Thursday, February 24, 2022

What's in your hand?



What's in your hand? To what do you hold tight? What do you claim? What do you think you need? What do you think you can't live without? What do you think you have to offer? What are you good at? What talents are you just sure God will use for kingdom purposes?

In This Exodus, God asks Moses, "What's in your hand?" That question sent me the on a trip through scripture and concluded with the answer to my questions, "God, how can you use me? What do I need to do to help you out?" 🤦🏻‍♀️

A brief, but important, synopsis of who Moses was, what he did and how God used him:

"Moses was a prophet, led the Israelites to Mount Sinai and received the Ten Commandments on stone tablets. Moses was 120 years old when he died. He had wandered the desert for 40 years leading the Israelites. He was within view of the Promised Land when he died."

God, sent Moses to speak to the elders of the Israelite people. He told him what to take with him, what to say and how he'd be received. The Israelites were enslaved by the Egyptians but God assured him that he would not be alone....He, God, I AM would be with him.

Moses' response is often my response.

"Moses answered, “What if they do not believe me or listen to me and say, ‘The Lord did not appear to you’?” Then the Lord said to him, “What is that in your hand?” “A staff,” he replied.
Exodus 4:1‭-‬2


That staff sent me on a journey about the significance of what's in my hand. Might not be what you think.... certainly wasn't what I thought I was going to find....and learn....

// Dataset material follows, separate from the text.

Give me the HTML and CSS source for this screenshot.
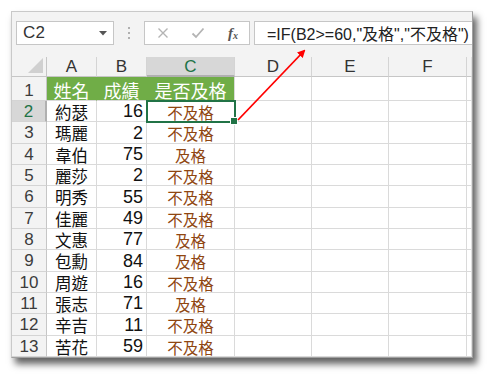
FILE: index.html
```html
<!DOCTYPE html>
<html lang="zh-Hant">
<head>
<meta charset="utf-8">
<title>Excel IF</title>
<link rel="stylesheet" href="styles.css">
</head>
<body>
<div class="window">
  <div class="fbar">
    <div class="namebox">
      <span class="nb-text">C2</span>
      <svg class="nb-drop" width="8" height="5" viewBox="0 0 8 5"><polygon points="0,0 8,0 4,4.5" fill="#555"/></svg>
    </div>
    <div class="sep"><i></i><i></i><i></i></div>
    <div class="fbtns">
      <svg width="12" height="12" viewBox="0 0 12 12"><path d="M1.5 1.5 L10.5 10.5 M10.5 1.5 L1.5 10.5" stroke="#b4b4b4" stroke-width="1.4" fill="none"/></svg>
      <svg width="14" height="12" viewBox="0 0 14 12"><path d="M1.5 6.5 L5 10 L12.5 1.5" stroke="#b4b4b4" stroke-width="1.8" fill="none"/></svg>
      <span class="fx">f<sub>x</sub></span>
    </div>
    <div class="formula">=IF(B2&gt;=60,"及格","不及格")</div>
  </div>
  <div class="sheet">
    <div class="corner"><svg width="15" height="15" viewBox="0 0 15 15"><polygon points="15,0 15,15 0,15" fill="#d0d0d0"/></svg></div>
    <div class="ch">A</div><div class="ch">B</div><div class="ch sel">C</div><div class="ch">D</div><div class="ch">E</div><div class="ch">F</div><div class="ch end"></div>

    <div class="rh r1">1</div><div class="c hd">姓名</div><div class="c hd">成績</div><div class="c hd">是否及格</div><div class="c"></div><div class="c"></div><div class="c"></div><div class="c end"></div>

    <div class="rh sel">2</div><div class="c nm">約瑟</div><div class="c sc">16</div><div class="c rs active">不及格</div><div class="c"></div><div class="c"></div><div class="c"></div><div class="c end"></div>
    <div class="rh">3</div><div class="c nm">瑪麗</div><div class="c sc">2</div><div class="c rs">不及格</div><div class="c"></div><div class="c"></div><div class="c"></div><div class="c end"></div>
    <div class="rh">4</div><div class="c nm">韋伯</div><div class="c sc">75</div><div class="c rs">及格</div><div class="c"></div><div class="c"></div><div class="c"></div><div class="c end"></div>
    <div class="rh">5</div><div class="c nm">麗莎</div><div class="c sc">2</div><div class="c rs">不及格</div><div class="c"></div><div class="c"></div><div class="c"></div><div class="c end"></div>
    <div class="rh">6</div><div class="c nm">明秀</div><div class="c sc">55</div><div class="c rs">不及格</div><div class="c"></div><div class="c"></div><div class="c"></div><div class="c end"></div>
    <div class="rh">7</div><div class="c nm">佳麗</div><div class="c sc">49</div><div class="c rs">不及格</div><div class="c"></div><div class="c"></div><div class="c"></div><div class="c end"></div>
    <div class="rh">8</div><div class="c nm">文惠</div><div class="c sc">77</div><div class="c rs">及格</div><div class="c"></div><div class="c"></div><div class="c"></div><div class="c end"></div>
    <div class="rh">9</div><div class="c nm">包勳</div><div class="c sc">84</div><div class="c rs">及格</div><div class="c"></div><div class="c"></div><div class="c"></div><div class="c end"></div>
    <div class="rh">10</div><div class="c nm">周遊</div><div class="c sc">16</div><div class="c rs">不及格</div><div class="c"></div><div class="c"></div><div class="c"></div><div class="c end"></div>
    <div class="rh">11</div><div class="c nm">張志</div><div class="c sc">71</div><div class="c rs">及格</div><div class="c"></div><div class="c"></div><div class="c"></div><div class="c end"></div>
    <div class="rh">12</div><div class="c nm">辛吉</div><div class="c sc">11</div><div class="c rs">不及格</div><div class="c"></div><div class="c"></div><div class="c"></div><div class="c end"></div>
    <div class="rh">13</div><div class="c nm">苦花</div><div class="c sc">59</div><div class="c rs">不及格</div><div class="c"></div><div class="c"></div><div class="c"></div><div class="c end"></div>
  </div>
  <svg class="arrow" width="460" height="345" viewBox="0 0 460 345">
    <defs>
      <marker id="ah" markerWidth="8" markerHeight="8" refX="6" refY="4" orient="auto" markerUnits="userSpaceOnUse">
        <polygon points="0,0 8,4 0,8" fill="#f00"/>
      </marker>
    </defs>
    <line x1="226" y1="108" x2="292" y2="39" stroke="#f00" stroke-width="1.8" marker-end="url(#ah)"/>
  </svg>
</div>
</body>
</html>
```

FILE: styles.css
```css
* { box-sizing: border-box; }
html, body { margin: 0; padding: 0; background: #fff; }
body {
  width: 492px;
  height: 378px;
  overflow: hidden;
  font-family: "Liberation Sans", "Noto Sans CJK TC", sans-serif;
}
.window {
  position: relative;
  margin: 11px 0 0 11px;
  width: 462px;
  height: 347px;
  background: #f3f3f3;
  border: 1px solid #c9c9c9;
  border-right-color: #a0a0a0;
  border-bottom-color: #a0a0a0;
  box-shadow: 4px 6px 7px rgba(0, 0, 0, 0.62);
  overflow: visible;
}
.fbar {
  display: flex;
  align-items: stretch;
  height: 45px;
  padding: 9px 0 12px 4px;
}
.namebox {
  width: 98px;
  background: #fff;
  border: 1px solid #c6c6c6;
  display: flex;
  align-items: center;
  justify-content: space-between;
  padding: 0 6px 0 6px;
}
.nb-text { font-size: 17px; color: #333; letter-spacing: 0.3px; }
.nb-drop { margin-top: 1px; }
.sep {
  width: 30px;
  display: flex;
  flex-direction: column;
  align-items: center;
  justify-content: center;
  gap: 3px;
}
.sep i {
  display: block;
  width: 2px;
  height: 2px;
  background: #b0b0b0;
}
.fbtns {
  width: 106px;
  background: #fff;
  border: 1px solid #c6c6c6;
  display: flex;
  align-items: center;
  padding: 0 0 0 12px;
  gap: 21px;
}
.fbtns svg:nth-child(2) { margin-left: 1px; }
.fx {
  font-family: "Liberation Serif", serif;
  font-style: italic;
  font-weight: bold;
  font-size: 15px;
  color: #555;
  margin-left: 2px;
}
.fx sub { font-size: 10px; vertical-align: -1px; }
.formula {
  flex: 1;
  margin-left: 4px;
  background: #fff;
  border: 1px solid #c6c6c6;
  border-right: none;
  padding: 0 0 0 12px;
  display: flex;
  align-items: center;
  font-size: 16px;
  color: #222;
  white-space: nowrap;
  overflow: hidden;
}
.sheet {
  display: grid;
  grid-template-columns: 35px 50px 50px 88px 77px 77px 78px 5px;
  grid-template-rows: 20px 24px repeat(4, 21px 22px 21px);
  background: #fff;
}
.corner {
  background: #f3f3f3;
  border-right: 1px solid #c6c6c6;
  border-bottom: 1px solid #c6c6c6;
  display: flex;
  align-items: flex-end;
  justify-content: flex-end;
  padding: 0 3px 3px 0;
}
.ch {
  background: #f3f3f3;
  border-right: 1px solid #d4d4d4;
  border-bottom: 1px solid #c6c6c6;
  display: flex;
  align-items: center;
  justify-content: center;
  font-size: 17px;
  color: #333;
  padding-top: 1px;
}
.ch.sel {
  background: #d7d7d7;
  color: #217346;
  border-bottom: 2px solid #b0b0b0;
}
.ch.end, .c.end { border-right: 1px solid #e0e0e0; }
.rh {
  background: #f3f3f3;
  border-right: 1px solid #c6c6c6;
  border-bottom: 1px solid #d4d4d4;
  display: flex;
  align-items: center;
  justify-content: center;
  font-size: 17px;
  color: #3c3c3c;
  padding-top: 1px;
}
.rh.r1 { padding-top: 4px; }
.rh.sel {
  background: #d7d7d7;
  color: #217346;
  border-right: 2px solid #b0b0b0;
}
.c {
  position: relative;
  border-right: 1px solid #dadada;
  border-bottom: 1px solid #dadada;
  display: flex;
  align-items: center;
  padding-top: 1px;
  font-size: 17px;
  color: #111;
  white-space: nowrap;
}
.c.hd {
  background: #70ad47;
  border-right-color: #70ad47;
  color: #fff;
  font-size: 18px;
  justify-content: center;
  padding-top: 3px;
}
.c.hd:nth-child(12) { border-right-color: #dadada; }
.nm { justify-content: center; font-size: 16.5px; }
.sc { justify-content: flex-end; padding-right: 3px; font-size: 18px; }
.rs { justify-content: center; color: #8f4611; font-size: 15.5px; }
.c.active {
  outline: 2px solid #217346;
  outline-offset: -1px;
  z-index: 1;
}
.c.active::after {
  content: "";
  position: absolute;
  right: -4px;
  bottom: -4px;
  width: 6px;
  height: 6px;
  background: #217346;
  border: 1px solid #fff;
}
.arrow {
  position: absolute;
  left: 0;
  top: 0;
  pointer-events: none;
  z-index: 2;
}
```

God used that simple shepherd's staff to do miraculous things. Here are three:

•To part the Red Sea
•To bring water from a Rock
•To win the battle over the Amalekites

"Moses said to Joshua, “Choose some of our men and go out to fight the Amalekites. Tomorrow I will stand on top of the hill with the staff of God in my hands.”
Exodus 17:9


It was not a Royal Septor (described as a ceremonial staff often used by Kings) but an ordinary tool....carried by an ordinary man...to wield extraordinary power and leadership...neither which Moses felt comfortable or equipped to do.

That was Moses....let's look at some other ordinary people used for extraordinary purpose.

Shamgar was a judge. He was an Israelite. He faced 600 armed pagan soldiers with a lowly farm tool called an oxgoad. God used what Shamgar had, what was available, easily accessible. Shamgar, like Moses had to be willing and courageous. They were and God, through him displayed great victories.

Let's go on....

David, a shepherd boy, with a slingshot in his hand and a bag of stones hanging on his shoulder, slew a giant. No gun, no bow and arrow.....but what he had in his hand. His courage and willingness were required and God did the rest.

Let's go on...

In John 6:9 the people were hungry.... Jesus questioned how they would feed the crowd. It seemed impossible for all the reasons we could think of to feed a crowd of people today . Andrew spoke up and said,

“Here is a boy with five small barley loaves and two small fish, but how far will they go among so many?”
John 6:9


Jesus told them to have the people sit down and he took what was in the boy's hand and multiplied it to feed the 5,000 men with twelve baskets leftover.

A little boy with a basket of bread and a couple of fish in his hands. A willingness to obey and believe was all that was needed.

Let's jump back to the Old Testament for the most precious of the stories to me....you'll see why....

"The wife of a man from the company of the prophets cried out to Elisha, “Your servant my husband is dead, and you know that he revered the Lord. But now his creditor is coming to take my two boys as his slaves.”
2 Kings 4:1

"Elisha replied to her, “How can I help you? Tell me, what do you have in your house?” “Your servant has nothing there at all,” she said, “except a small jar of olive oil.”
2 Kings 4:2


"Tell me, what do you have in your house?"

With courage and belief the woman did as Elisha said, gathered empty jars from her neighbors, and began to poor from her small jar until all of the jars were full of oil. Enough to sell and provide for her and her sons.

"She went and told the man of God, and he said, “Go, sell the oil and pay your debts. You and your sons can live on what is left.”
2 Kings 4:7


And with those beautiful examples of extraordinary courage, amazing willingness, exceptional obedience, astonishing strength I now understand that, just like Moses, Shamgar, David, the little boy and the widow that God will use the ordinary to do remarkable, miraculous, sensational, incredible, phenomenal, spectacular in his people.....in HIS timing, for his people.

Honestly, I am blown away.... God's word does not EVER leave me stranded in my own thoughts of inadequacies, my feelings of uselessness, my striving for worth, nor my struggle with what I perceive to be lack of contribution.

He WILL use what I have for his kingdom work. I need not add to it or subtract from it. I need to be still, wait patiently and when he calls, for he will, I need to step out with what I have with great willingness and courage.